Now recall that conducting the MSR analysis on the gradient magnitude of natural images provided better results (consistency between different patches in Fig. 8b). Here, we introduce the Gradient Magnitude MSR, henceforth denoted \(\hbox {MSR}_\nabla\), computed by segmenting the grayscale images obtained from the gradient procedure, and averaging over a. The maximization of \(\hbox {MSR}_\nabla\) is shown in Fig. 10f. This seems like a good compromise between (c),(d) and (e) as it also displays medium scale features (tree trunk details) without blurring finer ones (small branches). Note however that MSR brings more noise than PSNR or SSI which might make it less desirable if noiselessness is a strong constraint.

Hence, for strong color reduction, a Multiscale Relevance approach can bring better visuals than classical metrics such as the Structural Similarity Index which, in addition, requires an a priori semantic knowledge of the original image. Note that the analysis could be extended to more elaborate color mapping procedure such as error diffusion50,51 or Monte-Carlo based algorithms52.

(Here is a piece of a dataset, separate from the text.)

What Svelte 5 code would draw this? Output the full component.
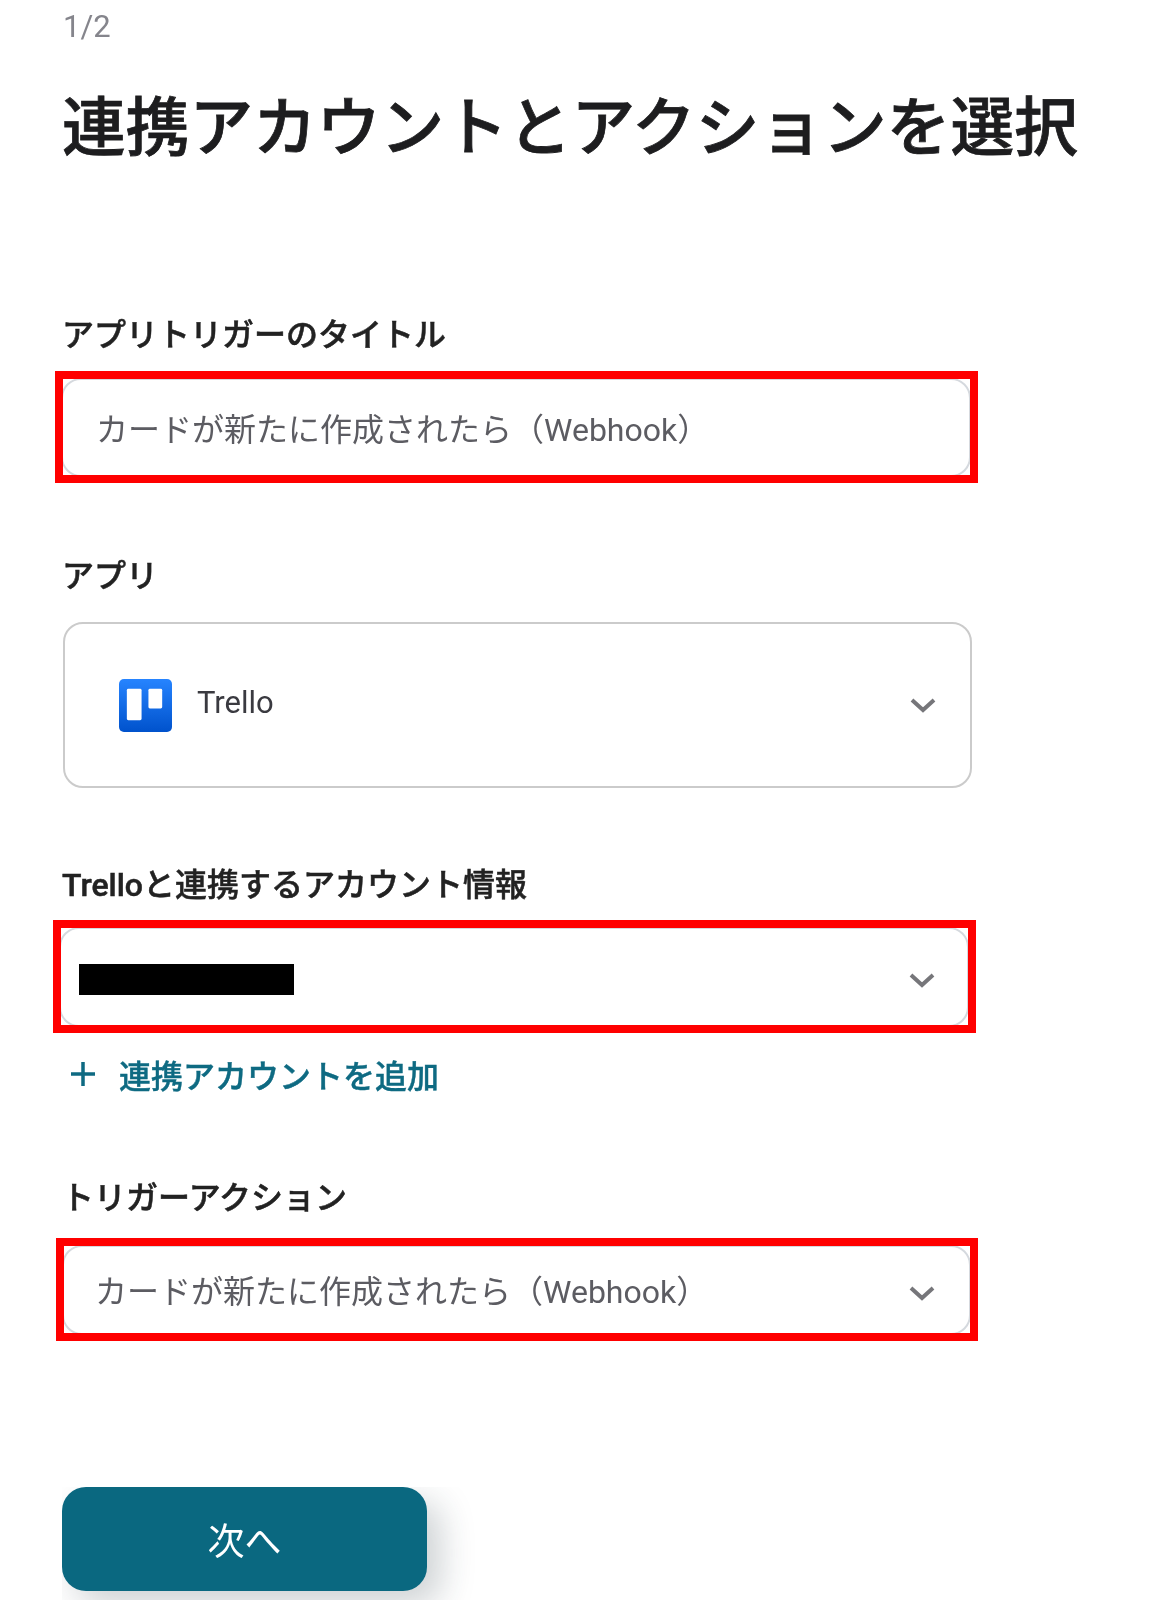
<script lang="ts">
	const actionLabel = 'カードが新たに作成されたら（Webhook）';
</script>

{#snippet chevron()}
	<svg class="chevron" viewBox="0 0 26 16" aria-hidden="true">
		<path d="M2 3l11 10L24 3" />
	</svg>
{/snippet}

<main class="page">
	<p class="step">1/2</p>
	<h1 class="title">連携アカウントとアクションを選択</h1>

	<section class="field first">
		<div class="label">アプリトリガーのタイトル</div>
		<div class="mark mark-title">
			<div class="box slim"><span class="value">{actionLabel}</span></div>
		</div>
	</section>

	<section class="field app">
		<div class="label">アプリ</div>
		<div class="box tall">
			<svg class="trello" viewBox="0 0 54 54" aria-hidden="true">
				<defs>
					<linearGradient id="trello-bg" x1="0" y1="0" x2="0" y2="1">
						<stop offset="0" stop-color="#2684ff" />
						<stop offset="1" stop-color="#0052cc" />
					</linearGradient>
				</defs>
				<rect width="54" height="54" rx="5" fill="url(#trello-bg)" />
				<rect x="8" y="10" width="15" height="32" rx="1.5" fill="#fff" />
				<rect x="30" y="10" width="14" height="20" rx="1.5" fill="#fff" />
			</svg>
			<span class="app-name">Trello</span>
			{@render chevron()}
		</div>
	</section>

	<section class="field account">
		<div class="label">Trelloと連携するアカウント情報</div>
		<div class="mark mark-account">
			<div class="box slim">
				<span class="redacted"></span>
				{@render chevron()}
			</div>
		</div>
		<div class="add-link">
			<svg class="plus" viewBox="0 0 26 26" aria-hidden="true">
				<path d="M13 1v24M1 13h24" />
			</svg>
			<span>連携アカウントを追加</span>
		</div>
	</section>

	<section class="field action">
		<div class="label">トリガーアクション</div>
		<div class="mark mark-action">
			<div class="box slim">
				<span class="value">{actionLabel}</span>
				{@render chevron()}
			</div>
		</div>
	</section>

	<div class="next-clip">
		<button class="next" type="button">次へ</button>
	</div>
</main>

<style>
	:global(body) {
		background: #fff;
	}

	.page {
		box-sizing: border-box;
		width: 1165px;
		height: 1600px;
		overflow: hidden;
		padding: 8px 0 0 63px;
		font-family: Roboto, 'Noto Sans CJK JP', sans-serif;
		color: #222;
		filter: blur(0.35px);
	}

	.step {
		margin: 0;
		font-size: 31px;
		line-height: 38px;
		color: #85858c;
	}

	.title {
		margin: 45px 0 0 -1px;
		font-size: 63.7px;
		line-height: 76px;
		font-weight: 500;
		-webkit-text-stroke: 0.8px #1d1d1f;
		color: #1d1d1f;
		white-space: nowrap;
	}

	.field.first {
		margin-top: 142px;
	}

	.field.app {
		margin-top: 67px;
	}

	.field.account {
		margin-top: 71px;
	}

	.field.action {
		margin-top: 75px;
	}

	.label {
		height: 46px;
		margin-left: -1px;
		font-size: 32px;
		line-height: 52px;
		font-weight: 500;
		-webkit-text-stroke: 0.5px #222;
		color: #222;
		white-space: nowrap;
	}

	/* red annotation frame drawn on top of the screenshot */
	.mark {
		box-sizing: border-box;
		border: 8px solid #f00;
		background: #fff;
		overflow: hidden;
	}

	.mark-title {
		width: 923px;
		height: 112px;
		margin: 16px 0 0 -8px;
	}

	.mark-account {
		width: 923px;
		height: 113px;
		margin: 15px 0 0 -10px;
	}

	.mark-action {
		width: 922px;
		height: 103px;
		margin: 20px 0 0 -7px;
	}

	.box {
		box-sizing: border-box;
		display: flex;
		align-items: center;
		background: #fff;
		border-radius: 20px;
	}

	.box.slim {
		height: calc(100% + 3px);
		margin: -1px -1px -2px -2px;
		border: 2px solid #d5d9de;
		padding: 4px 32px 0 33px;
	}

	.mark-action .box.slim {
		padding: 4px 34px 0 31px;
	}

	.box.tall {
		width: 909px;
		height: 166px;
		margin-top: 26px;
		border: 2px solid #cbcbcb;
		padding: 0 34px 0 54px;
	}

	.value {
		font-size: 32px;
		line-height: 44px;
		color: #5c5c62;
		white-space: nowrap;
	}

	.trello {
		width: 53px;
		height: 53px;
		flex: none;
	}

	.app-name {
		margin-left: 25px;
		margin-top: -4px;
		font-size: 31px;
		line-height: 44px;
		color: #3a3a40;
	}

	.slim .chevron {
		margin-top: 2px;
	}

	.chevron {
		width: 26px;
		height: 16px;
		margin-left: auto;
		flex: none;
		fill: none;
		stroke: #76767a;
		stroke-width: 4;
	}

	.redacted {
		display: block;
		width: 215px;
		height: 31px;
		margin-left: -15px;
		background: #000;
	}

	.add-link {
		display: flex;
		align-items: center;
		gap: 23px;
		height: 46px;
		margin: 18px 0 0 7px;
		font-size: 32px;
		font-weight: 500;
		-webkit-text-stroke: 0.4px #0e6a82;
		color: #0e6a82;
	}

	.plus {
		width: 26px;
		height: 26px;
		flex: none;
		fill: none;
		stroke: #0e6a82;
		stroke-width: 3.5;
	}

	.next-clip {
		width: 500px;
		height: 113px;
		margin: 146px 0 0 -1px;
		overflow: hidden;
	}

	.next {
		display: block;
		width: 365px;
		height: 104px;
		border: none;
		border-radius: 24px;
		background: #0a6880;
		color: #fff;
		font-family: inherit;
		font-size: 37px;
		box-shadow: 14px 14px 34px rgba(30, 50, 60, 0.22);
	}
</style>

Denoising with Rudin–Osher–Fatemi algorithm

We now focus on a denoising procedure which consists in correcting unwanted noise caused by signal processing or camera artefacts. To tackle this problem, a classic algorithm is the Rudin-Osher-Fatemi (ROF)10 which minimizes the following functional:

$$\begin{aligned} {\mathcal {L}}[f] = \lambda {\Vert \varvec{\nabla } f\Vert _{2,1}} + \Vert h - f\Vert _2^2, \end{aligned}$$
(5)

where h is the original noisy image, f the target denoised image and \(\lambda\) a regularization/penalty term preventing gradient explosion and allowing for smooth solutions. Note that the first term in the RHS of Eq. (5) comprises a mixed norm, consisting in the L2 norm of each gradient vector integrated over the image domain, classically called Total Variation10. The free parameter \(\lambda\) is generally chosen by the operator through visual assessment.

Figure 11
figure 11

Denoising. (a) Noisy patch obtained from adding a Gaussian noise (\(\sigma =100\)) to the same patch from Fig. 10a. (b) Rescaled scores as function of \(\lambda\) for different performance measures: Peak Signal-to-Noise Ratio (PSNR), Structural Similarity Index (SSI) and MSR over the gradient field \(\hbox {MSR}_\nabla\). (ce) Denoising at optimal regularization parameter \(\lambda ^*\) for PSNR, SSI and \(\hbox {MSR}_\nabla\) respectively.

Here we propose to calibrate such a model using again the PSNR, SSI and \(\hbox {MSR}_\nabla\) metrics. We consider the image in Fig. 11a obtained by adding a Gaussian white noise to the patch in Fig. 6a. We intentionally choose a high noise value to make the denoising procedure difficult, such that some details from the original image may never be recovered. Our goal is to seek the optimal \(\lambda ^*\) leading to the best visual. The scores obtained for each method as function of \(\lambda\) are displayed in Fig. 11b. Optimally denoised images using PSNR, SSI and \(\hbox {MSR}_\nabla\) are shown in Fig. 11c–e respectively. With PSNR, one is left with a rather high level of noise, while details on the trunk surface or in the branches are conserved. In contrast, SSI removes a significant part of the noise, but at the cost of blurring small scale details. One might argue that optimal denoising with \(\hbox {MSR}_\nabla\) seems like a good compromise between a too noisy PSNR image and an overly smoothed SSI image. But again, as argued in the colour mapping section above, assessing which result is “best” clearly depends on the context and target constraints.

Conclusion

Let us summarize what we have achieved. We first introduced the Resolution/Relevance framework through a simple illustrative example. We showed how such formalism can be applied to image analysis. With the aim of investigating the framework in a controlled environment, we started by studying random textures. We then defined the Multiscale Relevance (MSR) which measures the entropy contribution at all compression scales, and obtained statistical features reminiscent of the correlated percolation problem. In particular, we highlighted the existence of a critical roughness parameter \(\text {H}_c \approx 0\), corresponding to logarithmic correlations, and discussed optimal segmentation. We then extended the analysis to natural images and drew a successful comparison with random textures; we observed strong similarities with critical random Gaussian fields. Looking at gradient magnitude fields revealed an even stronger similarity to roughness criticality. Finally, we confronted the MSR procedure to classical signal processing measures in the context of simple image processing tasks: color mapping and denoising. We obtained interesting results thereby demonstrating the potential of the agnostic MSR approach for image processing.

This last section would benefit from an extension to more elaborate image processing techniques, beyond the scope of the present paper. Future research should also focus on analytically tractable developments of Relevance and Resolution in simple cases, e.g. Gaussian white noise with well chosen cascading processes. Also note that we considered a straightforward compression procedure on the direct space but equivalent representations, for example Discrete Cosine8 or Wavelet harmonics9, could be used to define the reduced sample \({\mathcal {S}}\). Finally, we have seen that the MSR is able to capture the most relevant segmentation values, which may be used as a pre-processing method for learning frameworks.